Don't you hate it when people let months, even entire years go by without updating their blogs?
When I moved to New York City in 1996, I never intended to leave. About a year and a half ago, the fam and I moved to a small town in New Jersey. Most New Jersey small towns within a one-hour drive of New York City are considered suburbs, and ours is no exception. With housing prices in Brooklyn showing no sign of coming down any time soon, and with my husband working in Secaucus, moving seemed like a resigned evil.
So here we are.
That first summer in our new house -- like, a real house with a backyard and basement and a mailbox that doesn't require a key -- the kids were not in any kind of camp or daycare, I was working from home part time, and blogging seemed like one more chore to drag down my mood.
Then the kids started school and things got really hectic. There were issues. There was drama. There were problems. Getting us all through each day felt like a marathon. I kept waiting for that moment when everything would click into place and I'd finally feel like this was home, this was our life, and this was fine. Everyone kept telling me how happy I should be. So I kept waiting.
I also picked up a Shirley Jackson book.
Every once in a while I go on a book-buying freeze because I find that my to-read pile has grown out of control. Whether they were given to me, I won them, or bought them and forgot, when I find I have more than two dozen unread books in my house, I force myself to read those before I buy any more.
Years ago I had attended Book Expo America and since it was the last day of the convention people were giving away free books. I picked up "Come Along With Me," a collection of Jackson's short stories and lectures. And then I forgot about it.

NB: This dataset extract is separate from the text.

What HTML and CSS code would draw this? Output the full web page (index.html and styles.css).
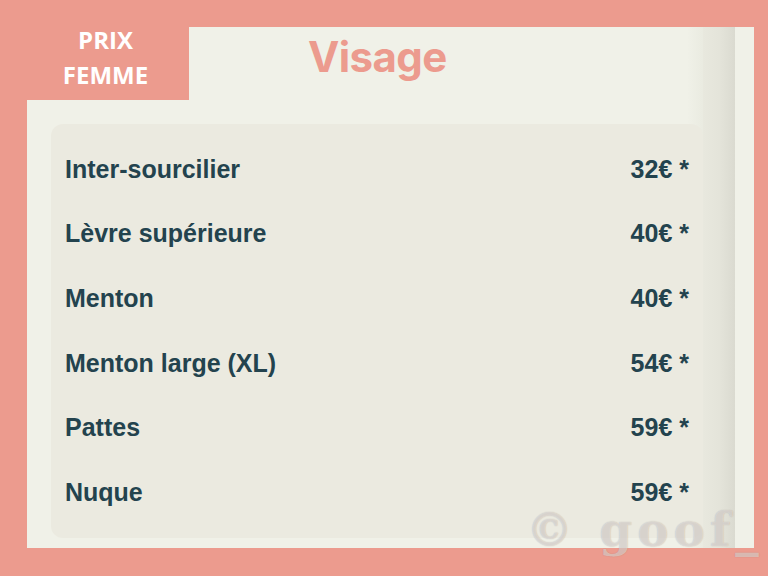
FILE: index.html
```html
<!DOCTYPE html>
<html lang="fr">
<head>
<meta charset="utf-8">
<title>Prix femme - Visage</title>
<link rel="stylesheet" href="styles.css">
</head>
<body>
<div class="frame">
  <div class="panel">
    <div class="main">
      <header class="header">
        <div class="label"><span class="label-text">PRIX<br>FEMME</span></div>
        <h1 class="title">Visage</h1>
      </header>
      <ul class="card">
        <li class="row"><span class="name">Inter-sourcilier</span><span class="price">32€ *</span></li>
        <li class="row"><span class="name">Lèvre supérieure</span><span class="price">40€ *</span></li>
        <li class="row"><span class="name">Menton</span><span class="price">40€ *</span></li>
        <li class="row"><span class="name">Menton large (XL)</span><span class="price">54€ *</span></li>
        <li class="row"><span class="name">Pattes</span><span class="price">59€ *</span></li>
        <li class="row"><span class="name">Nuque</span><span class="price">59€ *</span></li>
      </ul>
    </div>
    <div class="track"></div>
  </div>
</div>
<div class="watermark">© goof_</div>
</body>
</html>
```
FILE: styles.css
```css
html, body {
  margin: 0;
  padding: 0;
}
body {
  width: 768px;
  height: 576px;
  background: #ec9b8e;
  overflow: hidden;
  position: relative;
}
.frame {
  padding: 27px 14px 28px 27px;
}
.panel {
  display: flex;
  height: 521px;
  background: #f0f1e8;
}
.main {
  width: 676px;
  display: flex;
  flex-direction: column;
  background: linear-gradient(to right, rgba(0,0,0,0) 0, rgba(0,0,0,0) 660px, rgba(120,120,90,0.05) 676px);
}
.track {
  width: 32px;
  background: linear-gradient(to right, #e8e8de 0, #e4e4da 50%, #dadad0 100%);
}
.header {
  display: flex;
  align-items: flex-start;
  height: 97px;
}
.label {
  width: 162px;
  height: 73px;
  background: #ec9b8e;
  color: #ffffff;
  font-family: "Open Sans", sans-serif;
  font-weight: 700;
  font-size: 24px;
  line-height: 35px;
  text-align: center;
  padding-right: 5px;
  box-sizing: border-box;
}
.label-text {
  display: block;
  margin-top: -5px;
}
.title {
  margin: 0 0 0 119px;
  font-family: Inter, sans-serif;
  font-weight: 700;
  font-size: 42px;
  line-height: 42px;
  padding-top: 9px;
  letter-spacing: -0.6px;
  color: #ec9b8e;
}
.card {
  list-style: none;
  margin: 0 0 0 24px;
  padding: 13px 14px;
  background: #ebeae0;
  border-radius: 12px;
  height: 414px;
  box-sizing: border-box;
}
.row {
  display: flex;
  justify-content: space-between;
  align-items: center;
  height: 64.6px;
  font-family: "Liberation Sans", Arial, sans-serif;
  font-weight: 700;
  font-size: 25px;
  color: #23434e;
}
.watermark {
  position: absolute;
  left: 526px;
  top: 511px;
  font-family: "DejaVu Serif", serif;
  font-weight: 700;
  font-size: 47px;
  line-height: 38px;
  letter-spacing: 5px;
  color: rgba(255, 255, 255, 0.45);
  text-shadow: 0 0 1px rgba(110, 90, 80, 0.4);
  white-space: nowrap;
}
```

Reading this book at the exact moment when living in small town suburbia felt more like the American Nightmare than the American Dream tapped into something deep down in my psyche that I couldn't put my finger on. Of course stories like "The Summer People" and "The Lottery" resonated with me, but what really piqued my interest were the details of Jackson's life and her personal essays. I followed "Come Along With Me" by reading "The Haunting of Hill House" and "We Have Always Lived in the Castle," and I felt like, "Where have these stories been my whole life?" It was like finding my literary True Love.
After "We Have Always Lived in the Castle," I bought and read "Life Among the Savages" and "Raising Demons," both collections of Jackson's personally essays on raising children in small-town America. And though those stories happened over five decades ago, they resonate with me today with their timeless themes of stubborn children, household chaos, and small town weirdness.
Now we've settled in to our "quaint" little piece of the suburbs just fine: the kids have friends and get invited to birthday parties; my husband and I have game nights with other couples; we've been to enough restaurants to have favorites; we all have library cards. Sometimes I don't hate it here, and I'm no longer scared to drive. The summer camps are much cheaper, the schools are amazing, and I know where to find NYC-worthy bagels. But it still feels weird to me and probably always will. I'm a city girl. I feel safe in cities, with their crowds and anonymity. Growing up in Miami and living my entire adult life in New York City, I've never felt out of place as a Jew; here, I'm definitely a minority. My kids went from a school in Brooklyn where at least a dozen other children had their same Hispanic last name, to being the only ones with that name here. And though our town is known for its enormous, fancy houses, we live in a smallish house on the less-desirable end of town and on my really good days I don't feel self-conscious about that.
I've written three new stories in the past three months, and one flash piece before that, all with the same theme: the horror within our own families. I call it "domestic horror," and I fully admit I am inspired by the Shirley Jackson. My flash piece, "I Forgot to Lock the Door," was written during that first summer here when I kept waiting for the "good for families!" part of our new town to show itself and felt, instead, like we had made a huge mistake in moving here.
So yes, it's been tough at times but it's getting easier. And yes, blogging seemed like the last thing I wanted to do for a while. At least now I feel less alone, both in my real life thanks to the friends I've made, and in my inner life, thanks to Shirley Jackson.